Beshir sacks officials in rebel-hit Sudanese state

KHARTOUM, May 9 (AFP) -- Sudanese President Omar al-Beshir has made major changes in regional governments in west Sudan's Darfur region, apparently as a result of recent rebels attacks there, state television reported.

Beshir issued presidential decrees Thursday sacking the governors of North Darfur and West Darfur states, General Ibrahim Suleiman and Omar Haroun respectively, as well as top security officials in North Darfur capital Al-Fasher.

The local military commander, the director of the security unit and the police chief in Al-Fasher were all dismissed in the wake of last month's attack on the city in which dozens of soldiers and civilians were killed, military planes destroyed and an air force general abducted.

Beshir also disbanded the security committee which he formed last year for maintaining security and order in Darfur region under the chairmanship of the North Darfur governor, the television said.

The presidential decrees, which were also carried by the official SUNA news agency, appointed Major General Suleiman Abdallah Adam as governor of West Darfur and Osman Mohamed Yousuf as governor for North Darfur state.

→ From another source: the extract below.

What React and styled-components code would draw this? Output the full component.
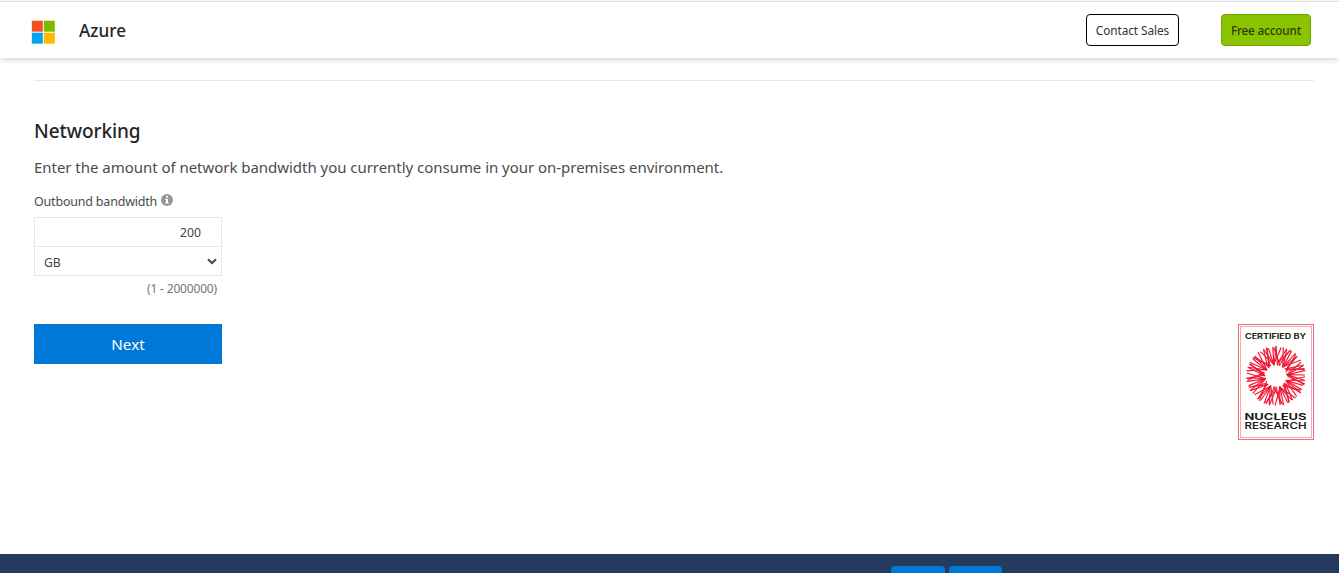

On Monday Defence Minister Bakri Hassan Saleh told parliament the "outlaws" of the Sudan Liberation Army killed 75 government troops and captured another 30 in the attack on April 25.

Beshir's government has refused to acknowledge any political motivation for unrest in the states of North, South and West Darfur, blaming it instead on "armed criminal gangs and outlaws," who it says are aided by tribes from neighboring Chad.

The Sudanese authorities have also accused the southern separatist Sudan People's Liberation Army (SPLA) of helping the rebels in the Darfur region.

The SLA, which first emerged in late February under the label of the Front for the Liberation of Darfur, is not included in the framework of peace talks aimed at ending Khartoum's 20-year-old civil war with the SPLA.

It has never acknowledged any link with the SPLA, but called in mid-March for an "understanding" with other opposition forces fighting the Islamic government in Khartoum.

Darfur is one of the most arid and isolated regions in Sudan, Africa's largest country. The area has witnessed tribal clashes and bandit raids for many years, but no armed political faction had previously been reported there.